Moreover, Hitchcock contributes to his audience’s distrust of fascism by adroitly understating, humanizing, and highlighting the duplicity some of the saboteurs.  For example, the affable Mr. Freeman idly chatters with Kane about his son’s haircut and the man guarding Pat Martin in the American Newsreel Company office mutters, “I hope we can get rid of her soon…I promised to take my kid sister to the philharmonic.”

Yet, the most delicate expression of fascism’s spuriousness lies in the persistent imagery of abstract and specific visual patterns referring to the Statue of Liberty (Deutelbaum, 1984, p. 63). In the abstract sense, the shadows in several scenes “radiate outward in a sunburst effect” that closely mirrors the Statue’s diadem. As for concrete images resembling the statue, Tobin’s constant readjustment of his towel in the scene at his ranch is strikingly similar to the drapery of Lady Liberty’s gown. Likewise, the prominent banister in the Sutton mansion “echoes the curve and closely-spaced openings of the viewing ports inside the Statue’s diadem.” Additionally, the image of Fry’s outreached arm when dangling from the Statue significantly parallels Lady Liberty’s upraised arm. These visual manifestations of Statue’s components tend to appear in association with the saboteurs rather than the patriotic citizens, signifying that “these parts of a bogus Statue of Liberty are hidden among other images in much the same way that the film’s saboteurs – bogus Americans – are hidden among the Americans they superficially resemble.” By manipulating plot themes, character personalities, visual techniques, and dialogue, Hitchcock “casts a general aesthetic truth about the uncertainty of appearances into a utilitarian cautionary tale declaring the need for viewers to reconsider their presumptions about the loyalty of individual on the basis of their appearances” in order to combat the fascist threat.

Thursday, April 3, 2014

The Menace Beneath the Ordinary: Hitchcock's Saboteur (Part One of Three)
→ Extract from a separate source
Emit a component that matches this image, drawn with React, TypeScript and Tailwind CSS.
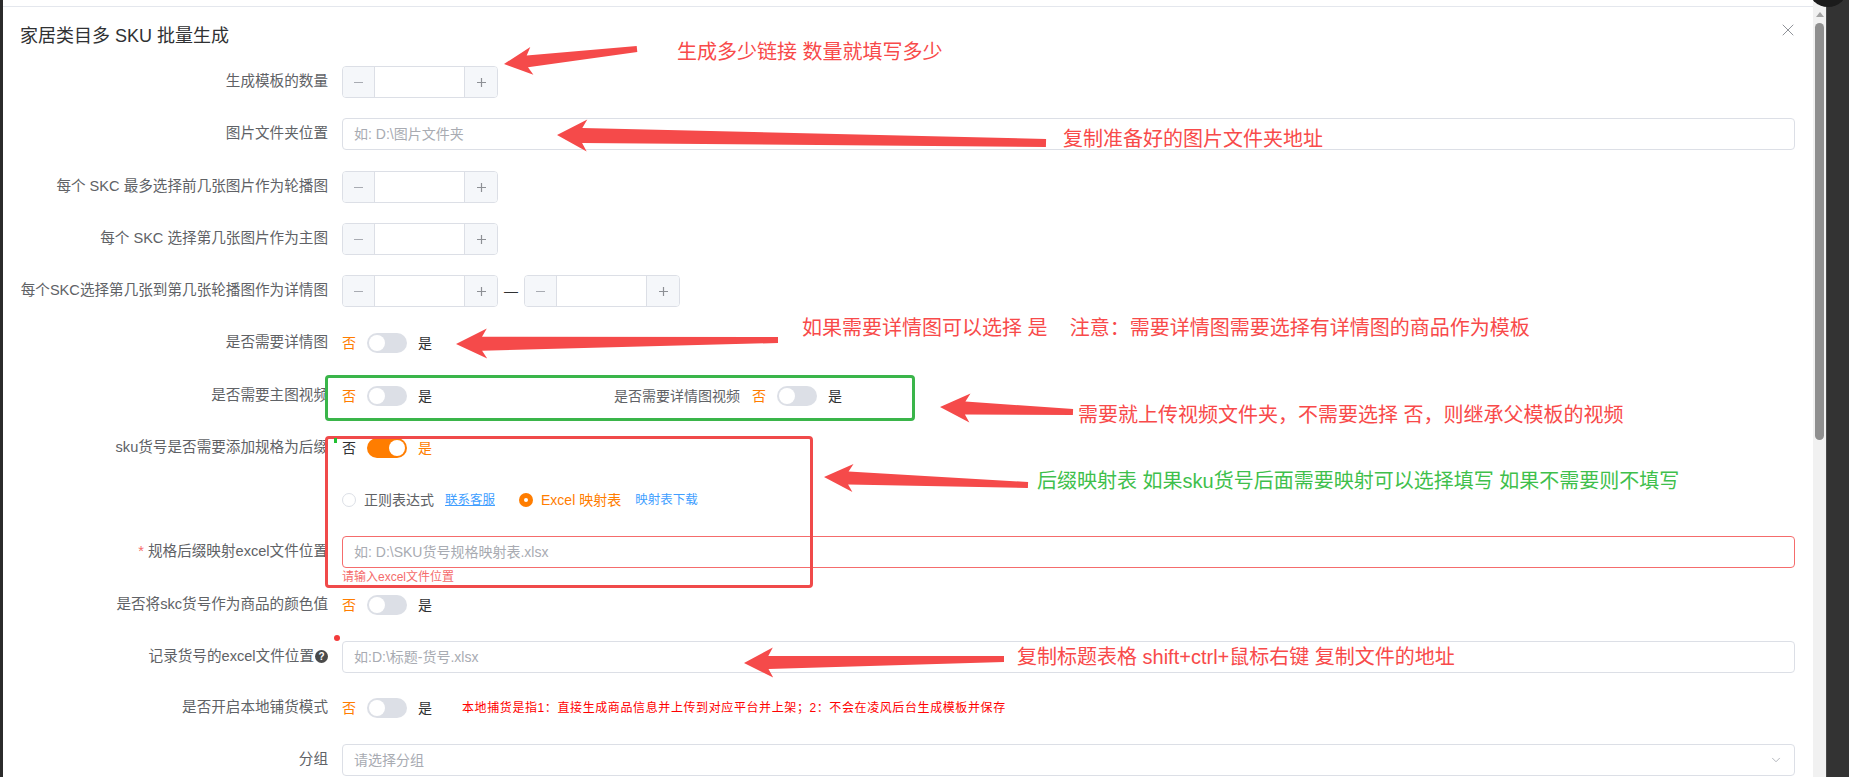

Saboteur, arguably Hitchcock’s “first truly American film,” appraises the American physical, political, and cultural landscape at the onset of World War II. The unapologetic infusion of patriotism based on American egalitarian ideals, such as the presumption of innocence until proven guilty and the ability to attain justice via democratic vote, into Hitchcock’s tale of false accusation offers a perspicacious “snapshot of [America] wringing its hands over… entry into the war. ”The attendance of approximately 80 senators and 350 members of the House of Representatives at the film’s premiere and the film’s inclusion of footage of the recently capsized French liner Normandie corroborate the intensely political aura surrounding the film. Commenting on the ills wartime paranoia, Saboteur subtly links the way in which some Americans quelled their anxieties by impetuously responding to crises (like the burning of the munitions factory, which led to injustices like the allegations against Kane) to the tendency to scapegoat endemic to fascism. Amidst the unceasing action of this fast-paced propaganda film, Hitchcock directly, and often implicitly, criticizes fascists for disguising their true intentions and craving excessive power in three ways: extolling American democratic virtues, inverting stereotypes of loyal Americans and saboteurs, and dichotomizing American democracy as “good” and Axis fascism as “evil.”
           The first, and perhaps most palpable, albeit indirect, expression of aversion to fascism occurred by means of several characters’ trumpeting of the rights of an American citizen. When Kane stumbles upon an isolated cottage after escaping from police custody, he encounters Phillip Martin, a blind, old man, who soon declares “it is [his] duty as an American citizen to believe a man innocent until he is proven guilty” and resists being misled by alarmism. Mr. Martin’s statement provides a contrast the “round up the usual suspects” attitude attributed to fascism (and in this case, even some authorities in the US) and represents Hitchcock’s prescription against the ills of wartime paranoia. Moreover, Uncle Martin’s attitude demonstrates the ability of a democratic citizen to resist centralized power, which leads the audience to the conclusion that this could not happen under fascist rule. Similarly, the scene in which Barry Kane and Pat Martin board the circus troupe’s train allegorizes how the democratic process triumphs over malevolent fascist tendencies. The human skeleton calls for a vote on the basis that they are “a democracy,” and when the militaristic midget rejects his proposition and demands compliance with the authorities, he is consequently labeled a “fascist” by the skeleton. The film conveys that the only way to attain justice (in this case, aiding the innocent Kane) is through the democratic process. In another instance, Pat Martin justifies her decision to turn Kane in to the authorities by proclaiming that a saboteur’s crime is “worse than murder.” Pat’s rationale reveals her belief that American citizens have a unique responsibility to each other, particularly to the soldiers fighting for the freedoms that Americans enjoy; she implies that if Kane were a saboteur, he would be endangering not only lives, but also freedom itself. Kane’s admonition to Tobin, “even if don’t stop you, someone else will… you can’t last in a country like this,” exudes the essence of the concept of shared responsibility among citizens and faith in the commonality of American ideals. By portraying the righteousness and transparency of democratic principles and shared American beliefs, the film implies fascism’s ideological inferiority.